Data to use:
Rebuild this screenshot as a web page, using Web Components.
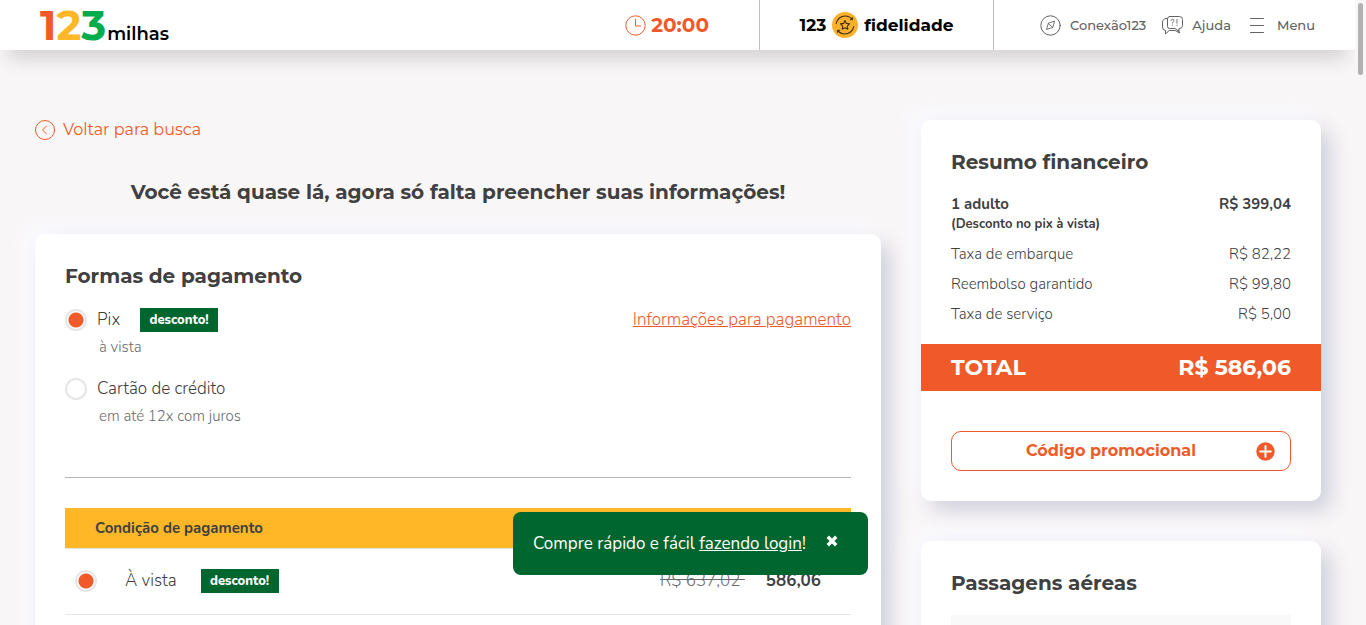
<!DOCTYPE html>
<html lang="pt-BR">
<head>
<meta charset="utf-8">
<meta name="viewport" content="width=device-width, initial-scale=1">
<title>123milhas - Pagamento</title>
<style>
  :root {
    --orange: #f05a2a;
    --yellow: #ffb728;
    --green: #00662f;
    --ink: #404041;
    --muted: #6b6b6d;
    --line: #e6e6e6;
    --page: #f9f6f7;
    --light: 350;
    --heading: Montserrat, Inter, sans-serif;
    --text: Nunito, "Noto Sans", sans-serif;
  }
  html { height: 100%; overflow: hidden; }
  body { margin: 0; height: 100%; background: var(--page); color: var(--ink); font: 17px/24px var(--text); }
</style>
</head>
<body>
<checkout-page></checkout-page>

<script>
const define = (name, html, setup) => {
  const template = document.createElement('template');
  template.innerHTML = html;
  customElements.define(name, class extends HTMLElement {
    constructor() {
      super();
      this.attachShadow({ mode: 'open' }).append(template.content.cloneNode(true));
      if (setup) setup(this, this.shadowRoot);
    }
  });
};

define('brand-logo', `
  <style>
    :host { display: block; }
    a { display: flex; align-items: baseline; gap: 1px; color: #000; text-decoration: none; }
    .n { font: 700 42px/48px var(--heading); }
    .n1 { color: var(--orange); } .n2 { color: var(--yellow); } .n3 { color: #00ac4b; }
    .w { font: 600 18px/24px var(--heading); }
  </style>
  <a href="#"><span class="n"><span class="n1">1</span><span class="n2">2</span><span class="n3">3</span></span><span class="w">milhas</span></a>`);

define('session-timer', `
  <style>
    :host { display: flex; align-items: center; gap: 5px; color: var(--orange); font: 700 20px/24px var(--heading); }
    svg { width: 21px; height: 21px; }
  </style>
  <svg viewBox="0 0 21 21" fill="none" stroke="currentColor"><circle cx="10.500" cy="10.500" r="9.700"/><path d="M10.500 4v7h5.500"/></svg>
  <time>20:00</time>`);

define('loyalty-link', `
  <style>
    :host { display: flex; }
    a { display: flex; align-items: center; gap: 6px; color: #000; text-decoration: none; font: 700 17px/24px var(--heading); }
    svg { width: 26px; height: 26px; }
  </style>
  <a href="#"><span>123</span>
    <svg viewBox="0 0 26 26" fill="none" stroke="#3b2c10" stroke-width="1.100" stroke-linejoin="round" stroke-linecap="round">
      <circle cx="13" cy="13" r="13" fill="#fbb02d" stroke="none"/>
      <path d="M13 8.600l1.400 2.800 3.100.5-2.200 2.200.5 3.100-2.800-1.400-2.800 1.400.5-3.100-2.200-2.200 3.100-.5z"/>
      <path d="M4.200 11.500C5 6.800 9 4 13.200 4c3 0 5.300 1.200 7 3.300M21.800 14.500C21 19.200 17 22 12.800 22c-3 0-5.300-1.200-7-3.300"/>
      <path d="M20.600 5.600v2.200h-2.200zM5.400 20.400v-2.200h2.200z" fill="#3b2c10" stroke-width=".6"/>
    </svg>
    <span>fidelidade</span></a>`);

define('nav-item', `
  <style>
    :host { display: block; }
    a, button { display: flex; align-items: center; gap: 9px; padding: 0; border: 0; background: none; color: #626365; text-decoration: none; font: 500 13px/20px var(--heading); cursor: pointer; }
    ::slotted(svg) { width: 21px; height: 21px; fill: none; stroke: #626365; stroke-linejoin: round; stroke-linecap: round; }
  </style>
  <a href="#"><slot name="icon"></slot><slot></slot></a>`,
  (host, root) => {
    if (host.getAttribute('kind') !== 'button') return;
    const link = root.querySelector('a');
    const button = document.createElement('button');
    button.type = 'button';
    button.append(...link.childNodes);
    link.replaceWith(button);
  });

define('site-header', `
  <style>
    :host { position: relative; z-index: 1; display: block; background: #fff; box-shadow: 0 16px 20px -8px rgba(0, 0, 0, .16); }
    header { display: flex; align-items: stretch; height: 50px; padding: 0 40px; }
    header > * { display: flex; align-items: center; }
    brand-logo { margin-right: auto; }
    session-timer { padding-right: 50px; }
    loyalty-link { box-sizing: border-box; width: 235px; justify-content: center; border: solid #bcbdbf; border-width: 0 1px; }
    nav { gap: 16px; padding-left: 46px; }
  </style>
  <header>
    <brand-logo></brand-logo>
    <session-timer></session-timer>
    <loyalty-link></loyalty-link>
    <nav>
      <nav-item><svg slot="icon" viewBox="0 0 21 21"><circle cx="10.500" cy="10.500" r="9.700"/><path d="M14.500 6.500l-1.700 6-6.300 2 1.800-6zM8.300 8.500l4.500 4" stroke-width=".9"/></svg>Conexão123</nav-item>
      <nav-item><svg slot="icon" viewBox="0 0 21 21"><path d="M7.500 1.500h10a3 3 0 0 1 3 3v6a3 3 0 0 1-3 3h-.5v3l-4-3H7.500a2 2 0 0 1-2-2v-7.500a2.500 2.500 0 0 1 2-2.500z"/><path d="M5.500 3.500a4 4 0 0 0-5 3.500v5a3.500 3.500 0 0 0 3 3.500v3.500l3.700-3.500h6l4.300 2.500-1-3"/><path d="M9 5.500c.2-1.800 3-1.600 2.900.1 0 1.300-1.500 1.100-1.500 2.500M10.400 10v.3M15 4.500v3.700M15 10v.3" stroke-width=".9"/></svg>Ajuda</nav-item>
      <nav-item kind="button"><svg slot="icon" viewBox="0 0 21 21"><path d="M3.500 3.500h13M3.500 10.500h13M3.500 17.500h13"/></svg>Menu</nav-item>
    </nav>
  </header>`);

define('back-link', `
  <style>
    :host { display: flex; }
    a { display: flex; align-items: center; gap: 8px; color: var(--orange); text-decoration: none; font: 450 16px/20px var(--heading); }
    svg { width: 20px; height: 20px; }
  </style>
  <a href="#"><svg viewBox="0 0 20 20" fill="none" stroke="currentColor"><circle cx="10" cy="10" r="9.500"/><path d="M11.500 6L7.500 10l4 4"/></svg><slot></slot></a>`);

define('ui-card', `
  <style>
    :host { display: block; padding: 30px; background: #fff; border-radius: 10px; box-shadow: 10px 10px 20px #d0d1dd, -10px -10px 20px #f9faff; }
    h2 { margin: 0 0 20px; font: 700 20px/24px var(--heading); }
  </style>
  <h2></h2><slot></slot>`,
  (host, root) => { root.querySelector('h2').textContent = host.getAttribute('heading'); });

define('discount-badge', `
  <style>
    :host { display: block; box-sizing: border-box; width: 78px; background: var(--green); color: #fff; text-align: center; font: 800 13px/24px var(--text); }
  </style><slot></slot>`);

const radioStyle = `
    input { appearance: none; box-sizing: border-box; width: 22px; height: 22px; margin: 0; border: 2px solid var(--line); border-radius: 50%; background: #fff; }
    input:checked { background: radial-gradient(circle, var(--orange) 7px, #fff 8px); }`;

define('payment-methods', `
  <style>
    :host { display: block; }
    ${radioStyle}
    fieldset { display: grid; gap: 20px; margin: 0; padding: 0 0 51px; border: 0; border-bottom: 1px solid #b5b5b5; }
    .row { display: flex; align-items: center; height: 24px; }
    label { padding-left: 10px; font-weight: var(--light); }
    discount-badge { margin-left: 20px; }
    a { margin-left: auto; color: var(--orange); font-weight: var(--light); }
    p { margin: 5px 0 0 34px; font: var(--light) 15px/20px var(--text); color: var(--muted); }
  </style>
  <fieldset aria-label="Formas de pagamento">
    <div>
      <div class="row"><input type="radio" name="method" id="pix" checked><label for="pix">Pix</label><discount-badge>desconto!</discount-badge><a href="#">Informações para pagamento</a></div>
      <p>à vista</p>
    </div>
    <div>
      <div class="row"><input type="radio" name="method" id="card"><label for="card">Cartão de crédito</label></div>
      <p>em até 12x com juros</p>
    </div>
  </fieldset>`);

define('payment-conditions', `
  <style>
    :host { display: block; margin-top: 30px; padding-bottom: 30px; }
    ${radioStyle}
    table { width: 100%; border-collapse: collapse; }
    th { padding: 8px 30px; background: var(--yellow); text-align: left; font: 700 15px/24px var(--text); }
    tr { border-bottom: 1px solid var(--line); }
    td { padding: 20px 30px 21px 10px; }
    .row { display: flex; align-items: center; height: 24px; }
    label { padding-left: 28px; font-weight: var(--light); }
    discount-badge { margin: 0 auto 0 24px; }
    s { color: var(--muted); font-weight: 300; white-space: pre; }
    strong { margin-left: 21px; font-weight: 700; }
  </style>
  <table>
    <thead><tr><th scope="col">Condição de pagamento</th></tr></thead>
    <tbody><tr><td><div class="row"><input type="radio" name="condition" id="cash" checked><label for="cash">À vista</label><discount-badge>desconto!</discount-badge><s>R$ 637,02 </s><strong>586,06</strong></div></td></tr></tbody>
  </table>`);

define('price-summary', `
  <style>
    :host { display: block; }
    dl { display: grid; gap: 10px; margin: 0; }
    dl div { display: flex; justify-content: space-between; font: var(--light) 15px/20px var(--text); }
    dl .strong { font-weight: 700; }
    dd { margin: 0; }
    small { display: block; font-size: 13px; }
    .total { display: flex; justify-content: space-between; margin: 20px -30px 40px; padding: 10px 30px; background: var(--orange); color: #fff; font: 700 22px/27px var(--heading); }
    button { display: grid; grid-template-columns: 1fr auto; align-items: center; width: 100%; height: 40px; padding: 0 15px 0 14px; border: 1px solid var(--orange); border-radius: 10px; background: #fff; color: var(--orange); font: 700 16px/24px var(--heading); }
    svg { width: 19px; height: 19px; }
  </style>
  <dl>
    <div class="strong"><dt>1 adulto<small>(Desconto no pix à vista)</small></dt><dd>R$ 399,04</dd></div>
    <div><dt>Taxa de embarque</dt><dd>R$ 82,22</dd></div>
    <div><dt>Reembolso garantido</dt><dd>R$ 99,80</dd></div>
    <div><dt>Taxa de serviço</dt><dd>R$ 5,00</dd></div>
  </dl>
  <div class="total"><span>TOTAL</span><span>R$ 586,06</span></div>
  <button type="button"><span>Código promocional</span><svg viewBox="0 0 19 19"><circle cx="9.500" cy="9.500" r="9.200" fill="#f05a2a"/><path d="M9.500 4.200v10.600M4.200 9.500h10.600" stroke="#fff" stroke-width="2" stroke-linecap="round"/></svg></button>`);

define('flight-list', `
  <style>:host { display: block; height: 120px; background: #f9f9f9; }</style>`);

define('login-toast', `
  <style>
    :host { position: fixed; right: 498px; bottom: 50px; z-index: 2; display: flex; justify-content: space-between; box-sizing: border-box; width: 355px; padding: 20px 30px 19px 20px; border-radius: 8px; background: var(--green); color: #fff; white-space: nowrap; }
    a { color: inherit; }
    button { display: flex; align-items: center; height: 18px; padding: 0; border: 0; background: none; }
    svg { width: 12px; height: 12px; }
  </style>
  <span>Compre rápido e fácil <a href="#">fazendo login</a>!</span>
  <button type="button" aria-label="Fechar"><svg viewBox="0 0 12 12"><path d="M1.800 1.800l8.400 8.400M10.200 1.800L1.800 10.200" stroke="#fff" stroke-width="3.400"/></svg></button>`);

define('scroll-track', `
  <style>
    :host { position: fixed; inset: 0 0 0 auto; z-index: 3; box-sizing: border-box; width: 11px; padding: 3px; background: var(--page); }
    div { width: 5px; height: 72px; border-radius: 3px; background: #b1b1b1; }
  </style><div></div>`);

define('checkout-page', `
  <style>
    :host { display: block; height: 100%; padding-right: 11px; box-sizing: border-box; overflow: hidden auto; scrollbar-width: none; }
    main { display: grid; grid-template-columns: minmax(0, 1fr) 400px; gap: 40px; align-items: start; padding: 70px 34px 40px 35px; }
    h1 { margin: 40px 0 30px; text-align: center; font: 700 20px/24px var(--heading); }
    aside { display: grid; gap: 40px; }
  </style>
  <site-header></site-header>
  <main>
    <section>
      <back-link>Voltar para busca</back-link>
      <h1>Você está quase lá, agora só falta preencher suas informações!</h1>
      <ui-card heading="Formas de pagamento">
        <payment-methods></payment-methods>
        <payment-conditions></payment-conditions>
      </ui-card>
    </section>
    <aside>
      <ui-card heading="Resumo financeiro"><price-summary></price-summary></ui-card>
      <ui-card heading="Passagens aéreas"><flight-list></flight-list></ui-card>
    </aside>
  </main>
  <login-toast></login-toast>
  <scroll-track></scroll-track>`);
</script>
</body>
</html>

* * *

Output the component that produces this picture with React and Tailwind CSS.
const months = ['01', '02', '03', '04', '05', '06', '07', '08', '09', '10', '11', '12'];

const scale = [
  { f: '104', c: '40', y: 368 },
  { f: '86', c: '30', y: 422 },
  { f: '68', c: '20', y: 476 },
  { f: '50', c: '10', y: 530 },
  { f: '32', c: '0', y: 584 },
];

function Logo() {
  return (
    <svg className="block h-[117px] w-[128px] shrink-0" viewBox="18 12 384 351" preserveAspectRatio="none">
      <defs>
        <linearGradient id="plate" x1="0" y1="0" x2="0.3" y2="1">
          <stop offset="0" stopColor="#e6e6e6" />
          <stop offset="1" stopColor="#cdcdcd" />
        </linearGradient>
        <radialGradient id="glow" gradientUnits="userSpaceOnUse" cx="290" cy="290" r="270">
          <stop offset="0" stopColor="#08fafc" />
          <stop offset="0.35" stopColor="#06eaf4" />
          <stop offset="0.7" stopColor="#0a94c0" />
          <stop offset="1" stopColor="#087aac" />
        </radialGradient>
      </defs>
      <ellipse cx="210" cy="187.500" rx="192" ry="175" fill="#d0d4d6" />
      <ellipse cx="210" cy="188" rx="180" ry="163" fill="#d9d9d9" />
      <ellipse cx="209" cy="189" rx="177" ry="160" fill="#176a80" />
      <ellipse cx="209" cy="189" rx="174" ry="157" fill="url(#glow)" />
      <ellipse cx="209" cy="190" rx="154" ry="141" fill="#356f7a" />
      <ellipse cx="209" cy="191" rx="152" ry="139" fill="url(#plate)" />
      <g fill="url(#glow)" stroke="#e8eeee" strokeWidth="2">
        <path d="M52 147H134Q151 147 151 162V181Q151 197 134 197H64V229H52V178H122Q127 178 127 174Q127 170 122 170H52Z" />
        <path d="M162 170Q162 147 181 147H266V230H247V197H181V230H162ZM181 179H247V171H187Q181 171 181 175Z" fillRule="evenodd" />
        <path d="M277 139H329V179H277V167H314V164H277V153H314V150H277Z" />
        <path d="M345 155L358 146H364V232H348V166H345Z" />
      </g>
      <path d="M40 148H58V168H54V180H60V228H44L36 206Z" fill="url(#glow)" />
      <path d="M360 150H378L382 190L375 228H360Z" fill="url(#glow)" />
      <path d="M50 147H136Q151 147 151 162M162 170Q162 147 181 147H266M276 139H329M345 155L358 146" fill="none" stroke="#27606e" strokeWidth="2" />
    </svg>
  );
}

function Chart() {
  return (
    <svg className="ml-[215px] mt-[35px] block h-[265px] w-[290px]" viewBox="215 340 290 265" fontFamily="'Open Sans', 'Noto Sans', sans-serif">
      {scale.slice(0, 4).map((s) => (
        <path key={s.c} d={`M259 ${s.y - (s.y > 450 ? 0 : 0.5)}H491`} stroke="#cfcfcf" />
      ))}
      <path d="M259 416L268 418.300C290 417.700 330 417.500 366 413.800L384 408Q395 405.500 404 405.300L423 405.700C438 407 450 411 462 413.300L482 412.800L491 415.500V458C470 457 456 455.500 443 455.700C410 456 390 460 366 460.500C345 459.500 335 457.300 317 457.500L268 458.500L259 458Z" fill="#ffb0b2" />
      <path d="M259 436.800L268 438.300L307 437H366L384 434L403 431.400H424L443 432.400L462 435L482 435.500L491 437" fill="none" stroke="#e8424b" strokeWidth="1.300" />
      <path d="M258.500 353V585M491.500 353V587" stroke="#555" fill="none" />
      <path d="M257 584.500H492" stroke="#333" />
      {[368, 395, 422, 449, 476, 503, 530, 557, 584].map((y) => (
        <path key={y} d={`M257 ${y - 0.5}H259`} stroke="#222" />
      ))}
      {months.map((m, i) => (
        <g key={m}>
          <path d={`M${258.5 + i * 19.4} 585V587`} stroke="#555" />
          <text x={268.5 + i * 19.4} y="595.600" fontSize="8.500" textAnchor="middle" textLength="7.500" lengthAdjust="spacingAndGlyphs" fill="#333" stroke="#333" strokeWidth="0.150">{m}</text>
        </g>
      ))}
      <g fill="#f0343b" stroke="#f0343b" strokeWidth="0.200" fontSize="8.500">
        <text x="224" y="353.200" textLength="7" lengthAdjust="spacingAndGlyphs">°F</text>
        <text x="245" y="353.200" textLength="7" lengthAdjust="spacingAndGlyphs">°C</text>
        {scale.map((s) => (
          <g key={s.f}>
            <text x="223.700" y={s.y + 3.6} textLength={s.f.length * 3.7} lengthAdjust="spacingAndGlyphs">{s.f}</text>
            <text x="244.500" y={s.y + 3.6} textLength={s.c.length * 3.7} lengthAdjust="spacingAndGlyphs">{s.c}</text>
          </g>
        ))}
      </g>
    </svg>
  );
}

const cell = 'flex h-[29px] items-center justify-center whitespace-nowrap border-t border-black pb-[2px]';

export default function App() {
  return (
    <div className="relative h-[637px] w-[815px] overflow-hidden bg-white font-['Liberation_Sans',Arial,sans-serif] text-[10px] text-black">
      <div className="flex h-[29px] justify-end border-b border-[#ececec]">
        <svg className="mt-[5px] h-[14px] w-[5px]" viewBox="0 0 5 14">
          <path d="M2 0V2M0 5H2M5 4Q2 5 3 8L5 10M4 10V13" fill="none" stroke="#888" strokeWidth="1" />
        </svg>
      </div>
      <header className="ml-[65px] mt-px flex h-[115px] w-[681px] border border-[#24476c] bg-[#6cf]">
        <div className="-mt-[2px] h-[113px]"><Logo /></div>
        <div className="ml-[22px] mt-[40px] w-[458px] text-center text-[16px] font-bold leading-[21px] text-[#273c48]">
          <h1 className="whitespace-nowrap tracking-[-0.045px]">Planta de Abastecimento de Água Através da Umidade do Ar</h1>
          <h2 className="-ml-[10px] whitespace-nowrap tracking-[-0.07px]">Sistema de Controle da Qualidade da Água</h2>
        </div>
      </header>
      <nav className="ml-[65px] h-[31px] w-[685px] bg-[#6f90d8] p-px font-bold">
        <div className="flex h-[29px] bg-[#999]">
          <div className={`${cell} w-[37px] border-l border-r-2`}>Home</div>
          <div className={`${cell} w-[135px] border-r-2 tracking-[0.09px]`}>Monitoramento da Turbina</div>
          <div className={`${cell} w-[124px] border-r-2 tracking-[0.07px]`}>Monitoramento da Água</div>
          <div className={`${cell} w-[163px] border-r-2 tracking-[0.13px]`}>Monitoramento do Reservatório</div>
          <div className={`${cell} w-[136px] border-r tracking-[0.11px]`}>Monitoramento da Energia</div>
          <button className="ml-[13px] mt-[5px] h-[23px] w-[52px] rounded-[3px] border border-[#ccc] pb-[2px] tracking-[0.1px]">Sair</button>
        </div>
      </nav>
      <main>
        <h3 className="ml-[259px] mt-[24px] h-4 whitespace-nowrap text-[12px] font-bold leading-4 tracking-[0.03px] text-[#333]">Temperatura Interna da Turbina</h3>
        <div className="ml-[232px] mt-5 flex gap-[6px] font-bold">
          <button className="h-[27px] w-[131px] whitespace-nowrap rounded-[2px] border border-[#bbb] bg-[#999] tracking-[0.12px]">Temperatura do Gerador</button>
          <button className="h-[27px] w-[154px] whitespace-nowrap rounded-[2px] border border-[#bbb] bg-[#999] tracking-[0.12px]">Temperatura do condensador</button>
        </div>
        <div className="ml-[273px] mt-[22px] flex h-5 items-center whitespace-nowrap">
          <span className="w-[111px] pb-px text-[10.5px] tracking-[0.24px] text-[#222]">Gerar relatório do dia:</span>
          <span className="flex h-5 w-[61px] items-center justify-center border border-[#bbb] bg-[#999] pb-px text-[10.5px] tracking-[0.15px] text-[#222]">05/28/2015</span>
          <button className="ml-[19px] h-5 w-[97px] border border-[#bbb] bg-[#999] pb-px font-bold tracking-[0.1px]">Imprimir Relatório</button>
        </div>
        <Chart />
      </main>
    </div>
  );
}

Task description: Tally every line of the data that holds the word "page" and write the count alone.

Output for this task: 6